Equal access to the Internet is under threat in US. What does this mean?

Who gains from the likely overturning of the Obama-era rules of 'neutrality' on the Net? The Indian Express explains the implications for consumers, and where the debate stands in India

Written by Anil Sasi | Updated: November 23, 2017 9:32 am
Net neutrality in India The FCC ruling comes at a time when TRAI in the final stages of prescribing its views on Net neutrality (File Photo)

Who gains from the likely overturning of the Obama-era rules of ‘neutrality’ on the Net? The Indian Express explains the implications for consumers, and where the debate stands in India.

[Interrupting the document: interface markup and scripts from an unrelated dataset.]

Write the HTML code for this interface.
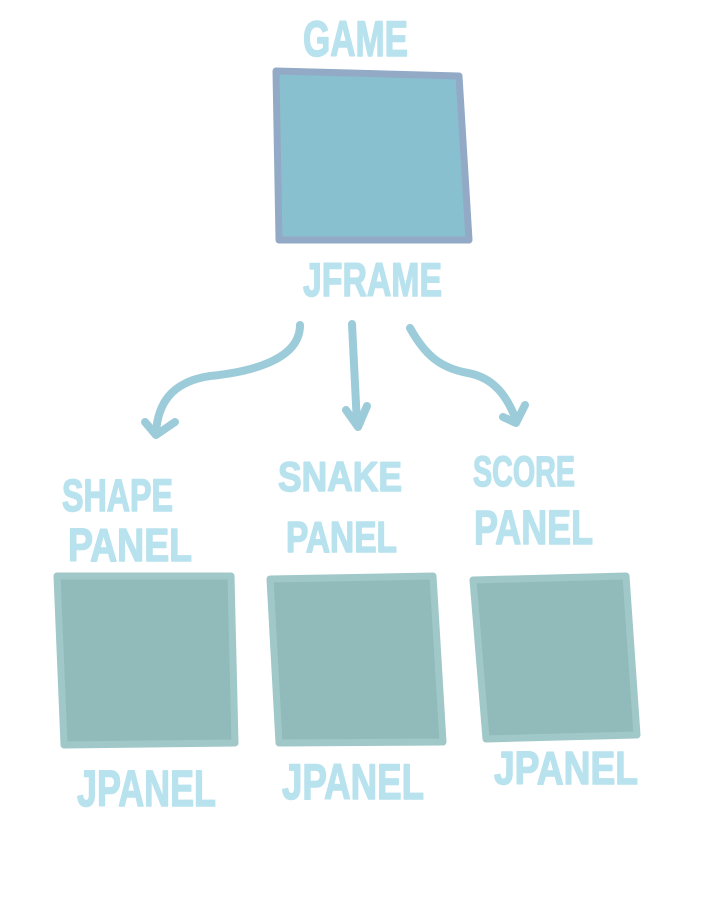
<!DOCTYPE html>
<html><head><meta charset="utf-8"><style>
html,body{margin:0;padding:0;background:#fff;}
svg{display:block;}
text{font-family:"Liberation Sans",sans-serif;font-weight:bold;fill:#b8e2ee;stroke:#b8e2ee;stroke-width:1.5;stroke-linejoin:round;}
</style></head><body>
<svg width="719" height="906" viewBox="0 0 719 906" xmlns="http://www.w3.org/2000/svg">
<rect width="719" height="906" fill="#fff"/>
<polygon points="276,71 459,76 469,240 279,240" fill="#89c0cf" stroke="#92aac6" stroke-width="7" stroke-linejoin="round"/>
<polygon points="57,576 231,576 235,743 64,745" fill="#91bbbb" stroke="#a0c8c8" stroke-width="7" stroke-linejoin="round"/>
<polygon points="270,579 433,576 443,742 279,743" fill="#91bbbb" stroke="#a0c8c8" stroke-width="7" stroke-linejoin="round"/>
<polygon points="473,580 626,576 637,735 486,739" fill="#91bbbb" stroke="#a0c8c8" stroke-width="7" stroke-linejoin="round"/>
<g fill="none" stroke="#9ccbd9" stroke-width="8" stroke-linecap="round" stroke-linejoin="round">
<path d="M300,325 C300,360 250,372 210,376 C170,382 158,405 156,432"/>
<path d="M145,422 L156,435 L175,422"/>
<path d="M352,324 L357,424"/>
<path d="M346,410 L358,427 L367,406"/>
<path d="M410,328 C425,355 440,368 468,373 C495,378 508,398 516,420"/>
<path d="M503,417 L516,423 L525,405"/>
</g>
<text x="303" y="56" font-size="50" textLength="105" lengthAdjust="spacingAndGlyphs">GAME</text>
<text x="303" y="296" font-size="47" textLength="139" lengthAdjust="spacingAndGlyphs">JFRAME</text>
<text x="62" y="511" font-size="45" textLength="111" lengthAdjust="spacingAndGlyphs">SHAPE</text>
<text x="68" y="561" font-size="46" textLength="124" lengthAdjust="spacingAndGlyphs">PANEL</text>
<text x="278" y="491" font-size="42" textLength="124" lengthAdjust="spacingAndGlyphs">SNAKE</text>
<text x="286" y="552" font-size="44" textLength="111" lengthAdjust="spacingAndGlyphs">PANEL</text>
<text x="473" y="486" font-size="43" textLength="102" lengthAdjust="spacingAndGlyphs">SCORE</text>
<text x="474" y="544" font-size="48" textLength="119" lengthAdjust="spacingAndGlyphs">PANEL</text>
<text x="77" y="806" font-size="51" textLength="139" lengthAdjust="spacingAndGlyphs">JPANEL</text>
<text x="282" y="799" font-size="50" textLength="142" lengthAdjust="spacingAndGlyphs">JPANEL</text>
<text x="494" y="784" font-size="46" textLength="144" lengthAdjust="spacingAndGlyphs">JPANEL</text>
</svg>
</body></html>
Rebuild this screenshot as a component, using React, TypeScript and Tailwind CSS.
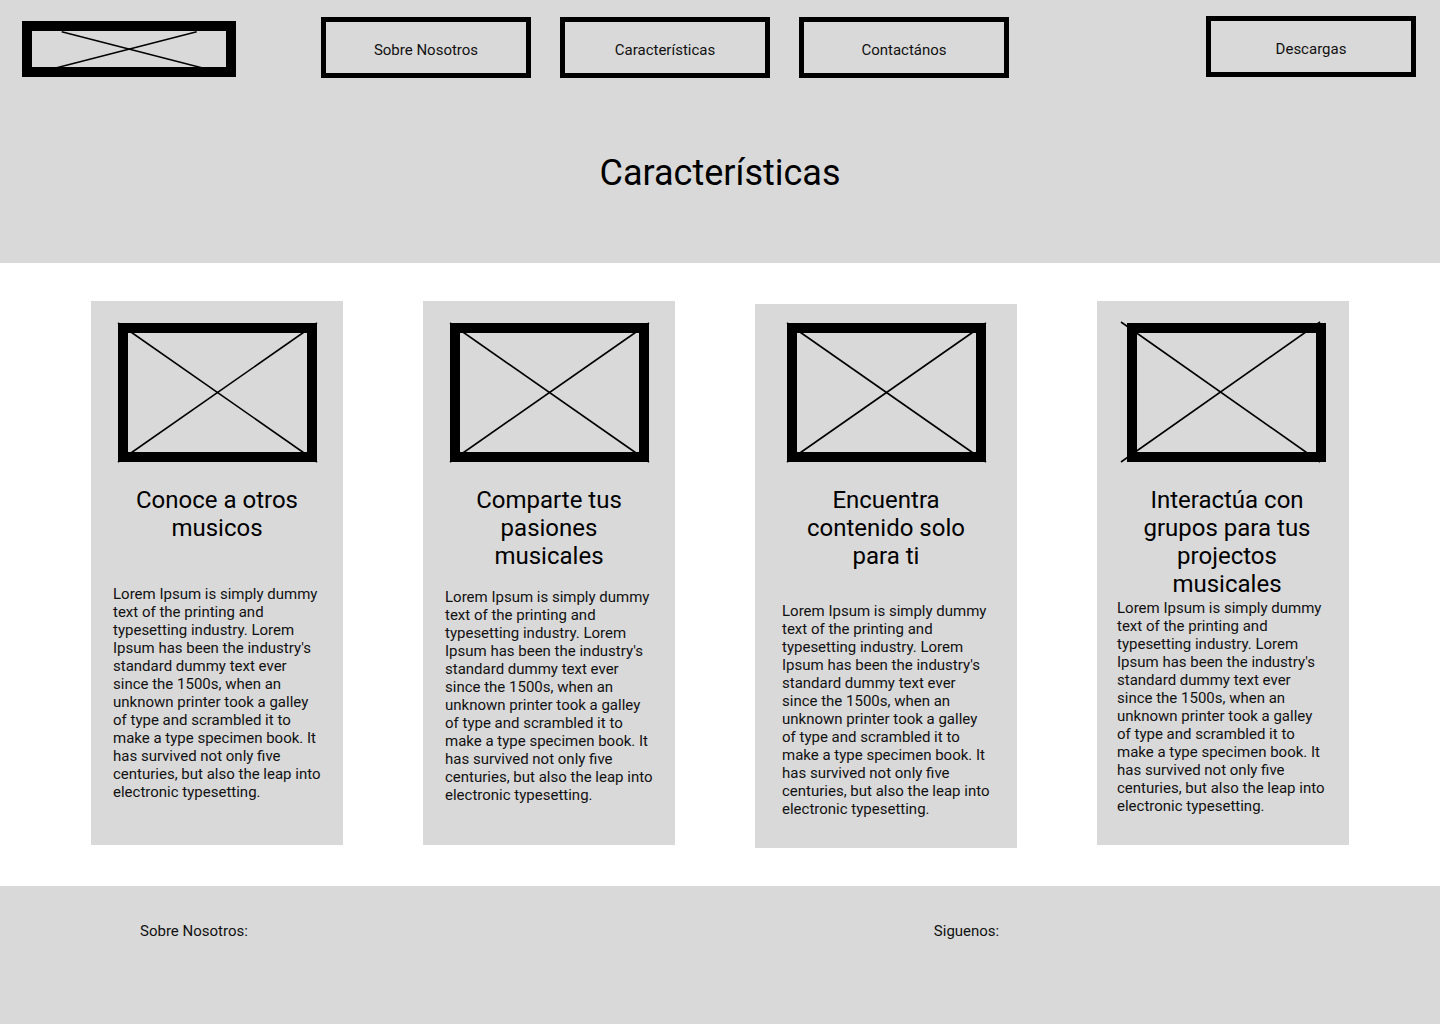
import React from "react";

const LOREM =
  "Lorem Ipsum is simply dummy text of the printing and typesetting industry. Lorem Ipsum has been the industry's standard dummy text ever since the 1500s, when an unknown printer took a galley of type and scrambled it to make a type specimen book. It has survived not only five centuries, but also the leap into electronic typesetting.";

function Placeholder({ shifted = false }: { shifted?: boolean }) {
  const w = 199;
  const h = 139;
  return (
    <svg width={w} height={h} viewBox={`0 0 ${w} ${h}`} className="block overflow-visible">
      {shifted ? (
        <>
          <line x1={-6} y1={-1} x2={193} y2={139} stroke="#000" strokeWidth={1.6} />
          <line x1={-6} y1={139} x2={193} y2={-1} stroke="#000" strokeWidth={1.6} />
        </>
      ) : (
        <>
          <line x1={0} y1={0} x2={w} y2={h} stroke="#000" strokeWidth={1.6} />
          <line x1={0} y1={h} x2={w} y2={0} stroke="#000" strokeWidth={1.6} />
        </>
      )}
      <rect x={5} y={5} width={w - 10} height={h - 10} fill="none" stroke="#000" strokeWidth={10} />
    </svg>
  );
}

function Logo() {
  return (
    <svg width={214} height={56} viewBox="0 0 214 56" className="block">
      <line x1={39.7} y1={10.7} x2={179.7} y2={46.7} stroke="#000" strokeWidth={1.4} />
      <line x1={174.7} y1={10.7} x2={34.7} y2={46.7} stroke="#000" strokeWidth={1.4} />
      <rect x={5} y={5} width={204} height={46} fill="none" stroke="#000" strokeWidth={10} />
    </svg>
  );
}

function NavButton({ label, className = "" }: { label: string; className?: string }) {
  return (
    <div
      className={`box-border flex h-[61px] w-[210px] items-center justify-center border-[5px] border-black pt-[6px] text-[15px] text-[#111] ${className}`}
    >
      {label}
    </div>
  );
}

type CardProps = {
  title: string;
  width: string;
  padTop: string;
  textMt: string;
  textPl: string;
  imgShift?: string;
  headShift?: string;
  shifted?: boolean;
  extraTop?: string;
};

function Card({
  title,
  width,
  padTop,
  textMt,
  textPl,
  imgShift = "",
  headShift = "mx-auto",
  shifted = false,
  extraTop = "",
}: CardProps) {
  return (
    <div className={`flex h-[544px] flex-col bg-[#d9d9d9] ${width} ${padTop} ${extraTop}`}>
      <div className={`flex justify-center ${imgShift}`}>
        <Placeholder shifted={shifted} />
      </div>
      <h2 className={`mt-[24px] w-[190px] text-center text-[24px] font-normal leading-[28px] text-black ${headShift}`}>
        {title}
      </h2>
      <p className={`w-[210px] text-[15px] leading-[18px] text-[#111] ${textMt} ${textPl}`}>{LOREM}</p>
    </div>
  );
}

export default function App() {
  return (
    <div className="min-h-[1024px] w-[1440px] bg-white" style={{ fontFamily: "Roboto, 'Liberation Sans', sans-serif" }}>
      <header className="h-[263px] bg-[#d9d9d9]">
        <div className="flex items-start pl-[22px]">
          <div className="mt-[21px]">
            <Logo />
          </div>
          <nav className="ml-[85px] mt-[17px] flex gap-[29px]">
            <NavButton label="Sobre Nosotros" />
            <NavButton label="Características" />
            <NavButton label="Contactános" />
          </nav>
          <div className="ml-auto mr-[24px] mt-[16px]">
            <NavButton label="Descargas" />
          </div>
        </div>
        <h1 className="mt-[74px] text-center text-[36px] font-normal leading-[42px] text-black">Características</h1>
      </header>

      <section className="flex h-[623px] items-start gap-[80px] pl-[91px] pt-[38px]">
        <Card title="Conoce a otros musicos" width="w-[252px]" padTop="pt-[22px]" textMt="mt-[43px]" textPl="ml-[22px]" />
        <Card title="Comparte tus pasiones musicales" width="w-[252px]" padTop="pt-[22px]" textMt="mt-[18px]" textPl="ml-[22px]" />
        <Card
          title="Encuentra contenido solo para ti"
          width="w-[262px]"
          padTop="pt-[19px]"
          extraTop="mt-[3px]"
          textMt="mt-[32px]"
          textPl="ml-[27px]"
        />
        <Card
          title="Interactúa con grupos para tus projectos musicales"
          width="w-[252px]"
          padTop="pt-[22px]"
          textMt="mt-[1px]"
          textPl="ml-[20px]"
          imgShift="pl-[7px]"
          headShift="ml-[35px]"
          shifted
        />
      </section>

      <footer className="flex h-[138px] bg-[#d9d9d9] pt-[36px] text-[15px] leading-[18px] text-[#111]">
        <div className="ml-[140px]">Sobre Nosotros:</div>
        <div className="ml-[686px]">Siguenos:</div>
      </footer>
    </div>
  );
}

On Tuesday, the Federal Communications Commission, the US federal communications regulator, announced plans to change the rules governing the Internet that were issued by the Obama administration two years ago, and move in favour of giving sweeping powers to Internet Service Providers (ISPs) over the content consumers can access. Ajit V Pai, who was appointed to the FCC Chair by President Donald Trump this January, spearheaded the change in what is broadly referred to as “Net neutrality” rules. Pai’s draft ruling will be voted on at the FCC’s Open Meeting on December 14 — and will almost certainly be cleared, given that there are three Republican and two Democratic commissioners on the Commission, who are widely expected to vote along party lines.

What is Net neutrality?

It is the concept of content and application providers being treated equally by telecom operators. Consumers get access to all websites, nothing is blocked, and speed of access is not differentiated. Just as a phone company does not get to decide who a person can call and what she can say on that call, the ISP is not expected to dictate the content that a consumer views or posts online. FCC rules issued in 2015 aimed at upholding this broad principle of neutrality, giving consumers equal access to Web content, and barring broadband providers from blocking or slowing access to content, or charging consumers more for certain types of content.

What changes does the FCC want?

Chairman Pai’s draft ruling, ‘Restoring Internet Freedom Order’, seeks to remove what it calls “heavy-handed Internet regulations”. Critics say it will allow ISPs to give preferential treatment to particular sites and apps, and to their own digital content. ISPs, they say, could block access to sites and cap and throttle network speeds by segregating the Internet into fast and slow lanes, slow down competitors’ content, block unfavourable political opinions, and charge consumers extra for a faster Net experience.

Also, according to the plan, FCC will no longer regulate ISPs; the job of protecting consumers from detrimental business practices will go to the Federal Trade Commission (FTC), which has neither any telecommunications’ expertise nor rule-making regulatory authority in this area. According to Tom Wheeler, who served as Chairman of the FCC from 2013-17, the proposal “neatly steps away from (the) responsibility (to protect telecom consumers) by redefining Internet service as not being a ‘telecommunications service’.”

What is Pai’s justification?

After becoming Chairman, Pai had said he intended to “fire up the weed whacker and remove those rules that are holding back investment, innovation, and job creation” in telecommunications. The FCC’s main argument for dismantling the regulation that Wheeler spearheaded is that the federal government should “stop micromanaging the Internet”.

Who benefits from the order?

Clearly, big ISPs such as AT&T Inc, Comcast Corp and Verizon Communications Inc, which want a repeal of the Obama-era rules. On the other side, companies such as Google parent Alphabet Inc, Facebook Inc, Amazon and video streaming player Netflix Inc were among the big corporations that had petitioned Pai to not scrap the rules. In recent years, companies such as AT&T have tried offering discounts on Internet service as long as consumers agree to let the company monitor their Web browsing history and some other user details. Others such as Verizon are reported to have tried to drive users to their own apps by excluding them from mobile data usage limits.

Is there a conflict of interest?

Pai was Associate General Counsel between 2001 and 2003 for Verizon, one of the companies that gains from his ruling. Critics have alleged that Pai is acting more as “an ally to broadcasters” than a steward of the FCC.